Instructions for the task
Write out every line exactly, from the start of the records below to the line with "src: '/aaa/bb', target: '/www.baidu.com'", and stop there. Don't write out the pictures.

Extracted information

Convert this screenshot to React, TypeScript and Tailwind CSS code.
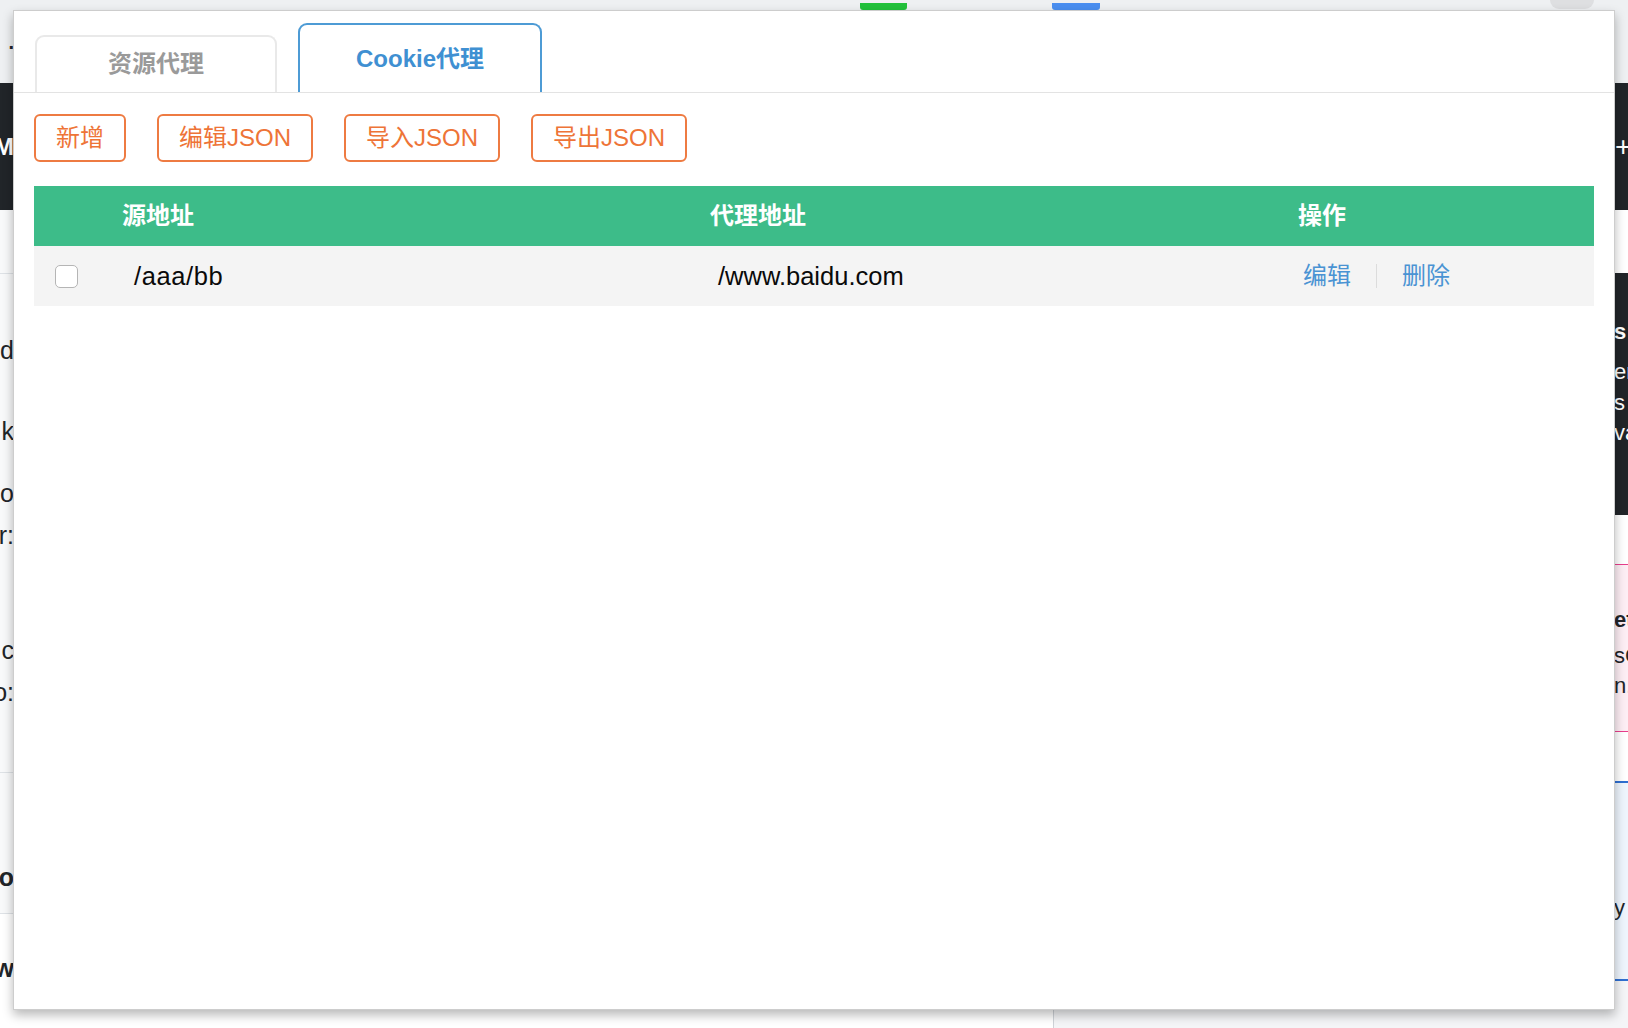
import { useState } from 'react'

const font = "font-['Liberation_Sans','Noto_Sans_CJK_SC',sans-serif]"

const rows = [{ src: '/aaa/bb', target: '/www.baidu.com' }]

function LeftStrip() {
  return (
    <div className="flex w-[14px] shrink-0 flex-col text-[25px] leading-none text-[#212529]">
      <div className="flex h-[83px] items-center justify-end overflow-hidden bg-[#eef0f2] text-[20px] font-bold">.</div>
      <div className="flex h-[127px] items-center justify-end overflow-hidden whitespace-nowrap bg-[#212529] text-[24px] font-bold text-white">
        M
      </div>
      <div className="h-[63px] bg-[#f8f9fa]" />
      <div className="h-px bg-[#dee2e6]" />
      <div className="flex h-[498px] flex-col items-end overflow-hidden whitespace-nowrap bg-[#f8f9fa]">
        <span className="mt-[64px]">d</span>
        <span className="mt-[56px]">k</span>
        <span className="mt-[37px]">o</span>
        <span className="mt-[17px]">r:</span>
        <span className="mt-[90px]">c</span>
        <span className="mt-[17px]">o:</span>
      </div>
      <div className="h-px bg-[#dee2e6]" />
      <div className="flex h-[140px] flex-col items-end overflow-hidden whitespace-nowrap bg-[#f8f9fa] font-bold">
        <span className="mt-[92px]">o</span>
      </div>
      <div className="h-px bg-[#dee2e6]" />
      <div className="flex flex-1 flex-col items-end overflow-hidden whitespace-nowrap bg-white font-bold">
        <span className="mt-[42px]">w</span>
      </div>
    </div>
  )
}

function RightStrip() {
  return (
    <div className="flex w-[14px] shrink-0 flex-col overflow-hidden whitespace-nowrap text-[22px] leading-none text-[#212529]">
      <div className="h-[83px] bg-[#eef0f2]" />
      <div className="flex h-[127px] items-center bg-[#212529] pl-[1px] text-[28px] text-white">+</div>
      <div className="h-[63px] bg-white" />
      <div className="flex h-[242px] flex-col bg-[#212529] text-white">
        <span className="mt-[48px] font-bold">s</span>
        <span className="mt-[18px]">er</span>
        <span className="mt-[9px]">s</span>
        <span className="mt-[8px]">va</span>
      </div>
      <div className="h-[49px] bg-white" />
      <div className="flex h-[168px] flex-col border-y border-[#e83e8c] bg-[#fdeef4]">
        <span className="mt-[44px] font-bold">et</span>
        <span className="mt-[14px]">sC</span>
        <span className="mt-[8px]">n.</span>
      </div>
      <div className="h-[49px] bg-white" />
      <div className="flex h-[200px] flex-col border-y-2 border-[#2f6fd1] bg-[#eef5fd]">
        <span className="mt-[114px]">y</span>
      </div>
      <div className="flex-1 bg-[#f4f5f7]" />
    </div>
  )
}

function Middle() {
  return (
    <div className="flex flex-1 flex-col">
      <div className="flex h-[10px] items-end bg-[#eef0f2]">
        <div className="ml-[846px] h-[7px] w-[47px] rounded-b-[3px] bg-[#22c13b]" />
        <div className="ml-[145px] h-[7px] w-[48px] rounded-b-[3px] bg-[#4a8ef0]" />
        <div className="ml-[450px] h-[9px] w-[44px] self-start rounded-b-full bg-[#dedfe1]" />
      </div>
      <div className="flex-1" />
      <div className="flex h-[19px]">
        <div className="w-[1039px] bg-white" />
        <div className="w-px bg-[#cfd3d8]" />
        <div className="flex-1 bg-[#f4f5f7]" />
      </div>
    </div>
  )
}

function Tabs({ active, onChange }: { active: number; onChange: (i: number) => void }) {
  const tabs = ['资源代理', 'Cookie代理']
  return (
    <div className="flex h-[82px] items-end gap-[21px] border-b border-[#e3e3e3] pl-[21px]">
      {tabs.map((t, i) => (
        <button
          key={t}
          onClick={() => onChange(i)}
          className={`flex items-center justify-center rounded-t-[9px] border-2 border-b-0 text-[24px] font-bold ${
            active === i
              ? 'h-[69px] w-[244px] border-[#4d9bd5] text-[#3f90d2]'
              : 'h-[57px] w-[242px] border-[#e9e9e9] pb-[2px] text-[#9a9a9a]'
          }`}
        >
          {t}
        </button>
      ))}
    </div>
  )
}

export default function App() {
  const [tab, setTab] = useState(1)
  const [checked, setChecked] = useState(false)

  return (
    <div className={`relative h-[1028px] w-[1628px] overflow-hidden bg-[#eef0f2] ${font}`}>
      {/* page behind the popup */}
      <div className="flex h-full">
        <LeftStrip />
        <Middle />
        <RightStrip />
      </div>

      {/* popup */}
      <div className="absolute left-[13px] top-[10px] flex h-[1000px] w-[1602px] flex-col border border-[#cdcdcd] bg-white shadow-[0_5px_10px_rgba(0,0,0,0.28)]">
        <Tabs active={tab} onChange={setTab} />

        <div className="mt-[21px] flex gap-[31px] pl-[20px]">
          {['新增', '编辑JSON', '导入JSON', '导出JSON'].map((b) => (
            <button
              key={b}
              className="flex h-[48px] items-center rounded-[6px] border-2 border-[#ee7b42] px-[20px] text-[24px] text-[#ee7437]"
            >
              {b}
            </button>
          ))}
        </div>

        {/* table */}
        <div className="mx-[20px] mt-[24px]">
          <div className="grid h-[60px] grid-cols-[76px_588px_588px_1fr] items-center bg-[#3dbc89] text-[24px] font-bold text-white">
            <div />
            <div className="pl-[12px]">源地址</div>
            <div className="pl-[12px]">代理地址</div>
            <div className="pl-[12px]">操作</div>
          </div>
          {rows.map((r) => (
            <div
              key={r.src}
              className="grid h-[60px] grid-cols-[76px_588px_588px_1fr] items-center bg-[#f4f4f4] text-[25.5px] text-[#0a0a0a]"
            >
              <div className="pl-[21px]">
                <button
                  onClick={() => setChecked(!checked)}
                  className="block h-[23px] w-[23px] rounded-[5px] border border-[#b5b5b5] bg-white"
                />
              </div>
              <div className="pl-[24px] tracking-[0.6px]">{r.src}</div>
              <div className="pl-[20px]">{r.target}</div>
              <div className="flex items-center pl-[17px] text-[24px] text-[#4a93d3]">
                <span>编辑</span>
                <span className="mx-[25px] h-[24px] w-px bg-[#dcdcdc]" />
                <span>删除</span>
              </div>
            </div>
          ))}
        </div>
      </div>
    </div>
  )
}
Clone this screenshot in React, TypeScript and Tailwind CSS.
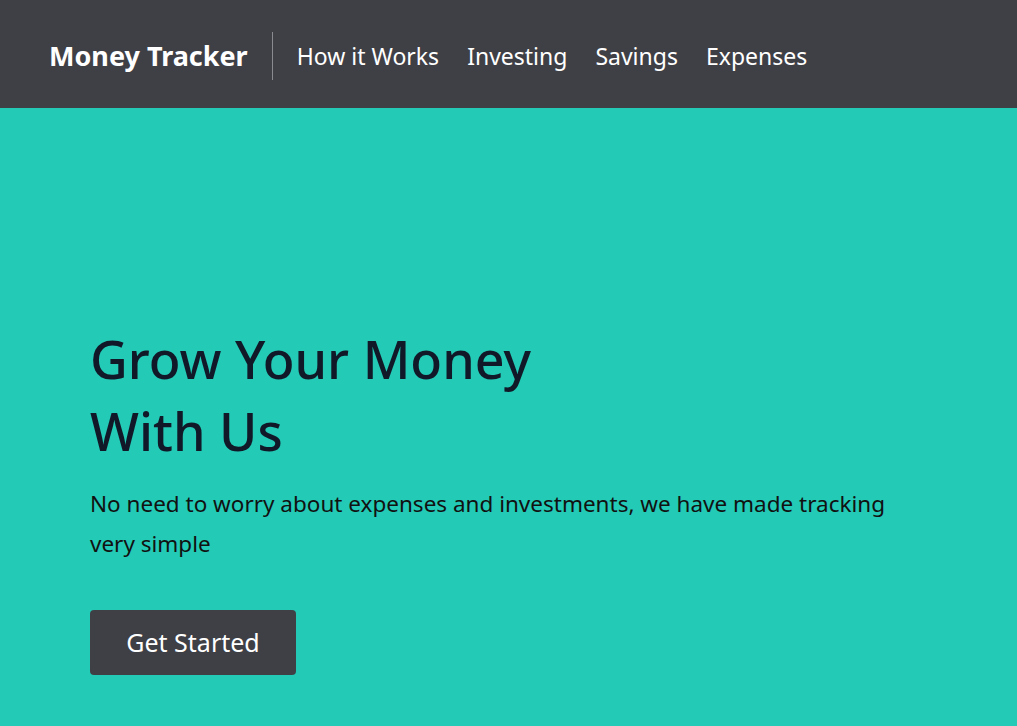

Finished answer
Convert this screenshot to React, TypeScript and Tailwind CSS code.
import { useState } from 'react'

const font = "font-['Liberation_Sans','Noto_Sans_CJK_SC',sans-serif]"

const rows = [{ src: '/aaa/bb', target: '/www.baidu.com' }]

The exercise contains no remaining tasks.